Não sei sobre sua habilidade em fazer bolinhos, mas confesso que perdi a fome.
Nos livros de auto-ajuda também encontro constatações fascinantes.
Por exemplo encontrei um livro chamado “Aprenda a se conhecer”. Se conhecer? Mas espere...eu me conheço.
Alias, eu me conheço melhor do que qualquer pessoa.
Quem não me conhece é o sujeito que escreveu o livro.
Existe muito talento em quem é capaz de transformar em best-seller, um livro cujo título é "Manual do Auto-Conhecimento". O sujeito é capaz de escrever um livro sobre você, sem nem sequer conhece-lo.

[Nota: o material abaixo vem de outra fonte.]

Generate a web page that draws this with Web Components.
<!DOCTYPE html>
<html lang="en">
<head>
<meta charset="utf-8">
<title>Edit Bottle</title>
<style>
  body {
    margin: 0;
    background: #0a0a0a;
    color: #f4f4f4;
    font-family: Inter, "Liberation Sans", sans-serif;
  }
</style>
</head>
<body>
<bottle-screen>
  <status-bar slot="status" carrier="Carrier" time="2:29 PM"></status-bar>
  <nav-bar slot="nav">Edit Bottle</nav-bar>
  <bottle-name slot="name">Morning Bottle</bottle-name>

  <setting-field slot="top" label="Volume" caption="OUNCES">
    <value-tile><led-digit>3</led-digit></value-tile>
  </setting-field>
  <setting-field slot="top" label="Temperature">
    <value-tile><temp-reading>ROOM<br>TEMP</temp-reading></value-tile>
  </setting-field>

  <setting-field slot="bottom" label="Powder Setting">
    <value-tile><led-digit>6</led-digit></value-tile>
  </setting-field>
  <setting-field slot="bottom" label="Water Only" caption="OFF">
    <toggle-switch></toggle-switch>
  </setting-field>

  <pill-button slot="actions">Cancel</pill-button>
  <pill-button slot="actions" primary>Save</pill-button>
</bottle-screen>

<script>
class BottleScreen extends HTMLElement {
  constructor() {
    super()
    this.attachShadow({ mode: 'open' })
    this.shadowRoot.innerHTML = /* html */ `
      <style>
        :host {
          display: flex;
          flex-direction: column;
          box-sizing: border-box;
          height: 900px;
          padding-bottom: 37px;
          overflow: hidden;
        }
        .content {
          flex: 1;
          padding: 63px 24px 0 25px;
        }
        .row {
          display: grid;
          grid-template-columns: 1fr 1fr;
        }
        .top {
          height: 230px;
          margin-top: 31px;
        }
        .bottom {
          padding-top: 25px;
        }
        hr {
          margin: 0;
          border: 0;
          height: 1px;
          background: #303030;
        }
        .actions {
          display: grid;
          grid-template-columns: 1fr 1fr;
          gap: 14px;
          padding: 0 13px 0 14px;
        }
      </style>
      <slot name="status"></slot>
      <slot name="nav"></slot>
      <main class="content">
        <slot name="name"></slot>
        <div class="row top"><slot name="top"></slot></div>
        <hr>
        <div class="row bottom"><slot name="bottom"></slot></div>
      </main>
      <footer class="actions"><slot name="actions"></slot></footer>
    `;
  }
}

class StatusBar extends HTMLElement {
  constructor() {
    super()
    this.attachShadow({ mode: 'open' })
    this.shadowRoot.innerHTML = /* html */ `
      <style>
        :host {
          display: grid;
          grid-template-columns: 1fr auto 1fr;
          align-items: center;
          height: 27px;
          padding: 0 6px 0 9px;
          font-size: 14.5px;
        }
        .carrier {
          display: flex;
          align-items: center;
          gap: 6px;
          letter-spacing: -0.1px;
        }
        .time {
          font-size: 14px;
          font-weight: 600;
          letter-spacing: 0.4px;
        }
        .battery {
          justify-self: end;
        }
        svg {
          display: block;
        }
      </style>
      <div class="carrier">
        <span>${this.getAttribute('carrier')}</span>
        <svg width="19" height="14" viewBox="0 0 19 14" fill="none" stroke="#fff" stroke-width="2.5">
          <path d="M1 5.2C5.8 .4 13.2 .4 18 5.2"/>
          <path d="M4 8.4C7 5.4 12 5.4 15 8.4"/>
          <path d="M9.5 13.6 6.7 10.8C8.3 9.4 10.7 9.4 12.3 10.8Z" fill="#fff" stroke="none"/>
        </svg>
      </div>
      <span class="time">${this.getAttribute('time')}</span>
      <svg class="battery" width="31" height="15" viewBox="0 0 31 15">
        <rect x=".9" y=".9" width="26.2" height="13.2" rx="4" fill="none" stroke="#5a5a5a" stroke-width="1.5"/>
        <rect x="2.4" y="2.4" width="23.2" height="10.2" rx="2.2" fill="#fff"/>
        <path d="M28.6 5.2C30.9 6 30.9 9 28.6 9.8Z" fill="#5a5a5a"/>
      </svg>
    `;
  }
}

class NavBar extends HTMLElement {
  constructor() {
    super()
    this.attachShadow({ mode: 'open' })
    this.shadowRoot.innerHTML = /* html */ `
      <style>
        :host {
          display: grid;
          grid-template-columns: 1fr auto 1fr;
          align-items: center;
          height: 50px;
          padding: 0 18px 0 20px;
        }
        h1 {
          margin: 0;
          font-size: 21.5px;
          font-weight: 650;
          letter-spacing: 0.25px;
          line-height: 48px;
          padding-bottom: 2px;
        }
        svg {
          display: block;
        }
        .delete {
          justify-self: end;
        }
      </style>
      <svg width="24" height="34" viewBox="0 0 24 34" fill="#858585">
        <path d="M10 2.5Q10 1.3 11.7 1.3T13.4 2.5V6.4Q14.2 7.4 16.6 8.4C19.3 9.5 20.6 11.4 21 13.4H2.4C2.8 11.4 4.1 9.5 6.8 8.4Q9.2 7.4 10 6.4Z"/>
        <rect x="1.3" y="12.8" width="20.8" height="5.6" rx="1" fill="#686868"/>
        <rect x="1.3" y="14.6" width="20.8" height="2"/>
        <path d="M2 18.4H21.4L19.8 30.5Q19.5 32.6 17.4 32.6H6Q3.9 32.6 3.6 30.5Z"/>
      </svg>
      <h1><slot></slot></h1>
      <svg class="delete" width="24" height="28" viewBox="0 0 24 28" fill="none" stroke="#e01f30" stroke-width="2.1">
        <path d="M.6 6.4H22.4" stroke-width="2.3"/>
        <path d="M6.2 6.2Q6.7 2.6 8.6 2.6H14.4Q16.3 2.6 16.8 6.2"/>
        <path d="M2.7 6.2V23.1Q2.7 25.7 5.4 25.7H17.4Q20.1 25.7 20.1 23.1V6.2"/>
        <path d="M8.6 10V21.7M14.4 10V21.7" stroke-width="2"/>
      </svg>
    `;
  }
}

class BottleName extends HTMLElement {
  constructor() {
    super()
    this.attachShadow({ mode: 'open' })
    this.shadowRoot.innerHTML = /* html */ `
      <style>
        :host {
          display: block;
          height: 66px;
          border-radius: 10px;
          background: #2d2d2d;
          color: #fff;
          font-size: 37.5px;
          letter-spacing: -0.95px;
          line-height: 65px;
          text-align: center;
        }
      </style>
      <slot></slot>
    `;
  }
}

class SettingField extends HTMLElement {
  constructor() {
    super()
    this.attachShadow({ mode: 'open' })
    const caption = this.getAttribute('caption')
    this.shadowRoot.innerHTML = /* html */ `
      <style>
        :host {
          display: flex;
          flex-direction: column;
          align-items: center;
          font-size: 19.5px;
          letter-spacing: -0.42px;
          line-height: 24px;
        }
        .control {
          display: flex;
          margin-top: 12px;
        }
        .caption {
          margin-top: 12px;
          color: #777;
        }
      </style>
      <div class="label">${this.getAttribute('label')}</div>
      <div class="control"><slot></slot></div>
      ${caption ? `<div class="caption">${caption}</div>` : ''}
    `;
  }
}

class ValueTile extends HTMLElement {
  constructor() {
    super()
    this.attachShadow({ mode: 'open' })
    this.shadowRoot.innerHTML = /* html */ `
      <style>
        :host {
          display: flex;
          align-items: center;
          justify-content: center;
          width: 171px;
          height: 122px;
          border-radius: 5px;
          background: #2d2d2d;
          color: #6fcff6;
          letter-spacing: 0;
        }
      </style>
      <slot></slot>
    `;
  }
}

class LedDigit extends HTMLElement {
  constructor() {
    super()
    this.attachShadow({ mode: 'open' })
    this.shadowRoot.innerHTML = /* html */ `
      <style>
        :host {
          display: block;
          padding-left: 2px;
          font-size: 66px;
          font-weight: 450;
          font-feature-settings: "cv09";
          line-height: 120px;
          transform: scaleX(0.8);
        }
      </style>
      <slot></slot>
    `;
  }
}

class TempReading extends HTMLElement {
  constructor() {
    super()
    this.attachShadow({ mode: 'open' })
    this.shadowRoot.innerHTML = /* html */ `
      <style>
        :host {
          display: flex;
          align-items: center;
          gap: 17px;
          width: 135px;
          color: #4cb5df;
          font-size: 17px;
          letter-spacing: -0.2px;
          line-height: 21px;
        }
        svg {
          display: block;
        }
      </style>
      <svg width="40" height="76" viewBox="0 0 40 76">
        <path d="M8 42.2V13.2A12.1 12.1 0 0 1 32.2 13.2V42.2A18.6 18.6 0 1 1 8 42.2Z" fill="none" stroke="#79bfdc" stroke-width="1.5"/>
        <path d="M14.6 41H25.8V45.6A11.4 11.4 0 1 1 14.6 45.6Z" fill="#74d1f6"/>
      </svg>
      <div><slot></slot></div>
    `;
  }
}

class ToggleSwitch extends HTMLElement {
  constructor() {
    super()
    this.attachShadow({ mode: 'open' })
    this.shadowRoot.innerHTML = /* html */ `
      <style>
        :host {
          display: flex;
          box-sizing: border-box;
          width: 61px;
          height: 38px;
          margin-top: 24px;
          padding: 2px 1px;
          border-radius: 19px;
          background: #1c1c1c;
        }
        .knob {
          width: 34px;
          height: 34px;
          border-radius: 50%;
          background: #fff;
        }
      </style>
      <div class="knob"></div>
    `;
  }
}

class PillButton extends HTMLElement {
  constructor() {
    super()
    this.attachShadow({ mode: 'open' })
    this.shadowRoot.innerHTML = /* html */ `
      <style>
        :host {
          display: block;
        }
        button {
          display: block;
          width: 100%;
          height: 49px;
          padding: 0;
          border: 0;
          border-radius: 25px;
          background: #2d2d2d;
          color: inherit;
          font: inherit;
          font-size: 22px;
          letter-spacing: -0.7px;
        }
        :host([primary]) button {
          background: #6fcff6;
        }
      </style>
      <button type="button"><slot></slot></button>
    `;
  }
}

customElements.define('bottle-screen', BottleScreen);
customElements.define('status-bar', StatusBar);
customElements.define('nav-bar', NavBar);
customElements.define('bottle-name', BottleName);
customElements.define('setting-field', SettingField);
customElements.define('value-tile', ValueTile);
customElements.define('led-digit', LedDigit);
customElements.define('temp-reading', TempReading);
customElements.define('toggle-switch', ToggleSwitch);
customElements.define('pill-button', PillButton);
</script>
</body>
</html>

E você é capaz de comprá-lo e ainda indicar aos amigos.
Auto-ajuda tornou-se uma ciência como...como Astrologia.
Duro é o fato de que tanta ajuda, apenas mostra que você e eu somos sujeitos comums e previsíveis.
Apenas conceitos genéricos e superficiais, são capazes de descrever suas e minhas mais profundas características.
Aquelas manias que faziam você pensar que era especial? Capitulo 3: "Como ser diferente".
Aquelas sacadas únicas, que faziam as mulheres sucumbirem ao seu charme? Capitulo 7: "Dez frases de efeito para conquistar mulheres".
Aquele jeito intrigante de segurar o copo de whisky? Capitulo 12: "A linguagem corporal fala por você".
E assim vai.
Você, inteiramente documentado.
Pensando bem, devo estar deprimido.
Afinal, qualquer um que acha os bolinhos da D. Dalva, o Mickey e livros de auto-ajuda igualmente lamentáveis, não pode estar muito bem.